Mr. Hirsch isn’t so sure. “I don’t know if it’s my breakthrough performance,” he says, slumped into a chair in a suite at Georgetown’s Ritz-Carlton sipping Diet Coke out of a glass bottle. “That’s up for other people to decide. But it definitely felt like the role of a lifetime.”
In the film, the 22-year-old actor plays Chris McCandless, a young man who (around Mr. Hirsch’s same age) left behind his well-heeled family and the trappings of modern life, hitchhiked across the country, and set up camp alone in the wilds of Alaska.
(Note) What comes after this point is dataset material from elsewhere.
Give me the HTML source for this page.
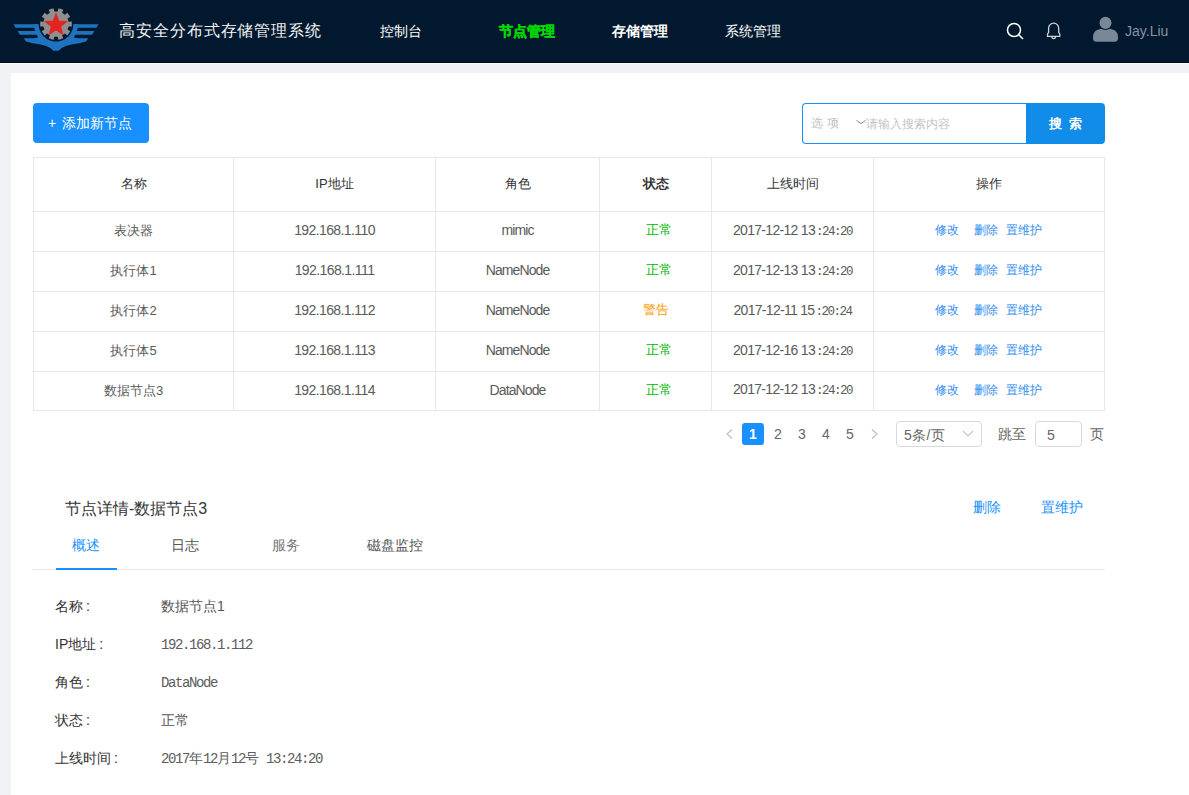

Although armed with a college degree and a thirst for books (particularly Jack London, Thoreau and Tolstoy), he lacked the adequate supplies and vital knowledge needed to survive in the harsh backcountry. He lived 112 days in the bush before dying of starvation in August 1992, the result of several critical miscalculations.
Mr. Hirsch, who still remembers watching a “20/20” segment on Mr. McCandless, was thrilled to take on the controversial figure who has been both lauded for his adventurous, idealist spirit and lambasted for his shortsightedness.
“I’m drawn to the complexity of who Chris was,” says Mr. Hirsch.
The actor admits that he’s never been much of a risk-taker but that this film put that to the test. In addition to losing 41 pounds for the role, his on-set duties included sprinting up dangerous precipices and eating a roasted squirrel that had died of natural causes. (Based on Mr. Hirsch’s reaction to the suggestion that animals often die of illness, it sounds as if neither he nor the chef, Mr. Penn, knew how risky the latter was.)
“The most dangerous stuff in my life is definitely from this film,” says Mr. Hirsch.
No wonder he had culture shock when he went to work on his next project: the Wachowski brothers’ “Speed Racer,” shot on a green screen in Berlin. (“It was like being in the sauna for eight months, then jumping into an ice bath for three,” says the actor.)
We’re waiting to see whether the “B”-word resurfaces when that film premieres in May 2008. Hopefully, everyone will have gotten the point by then.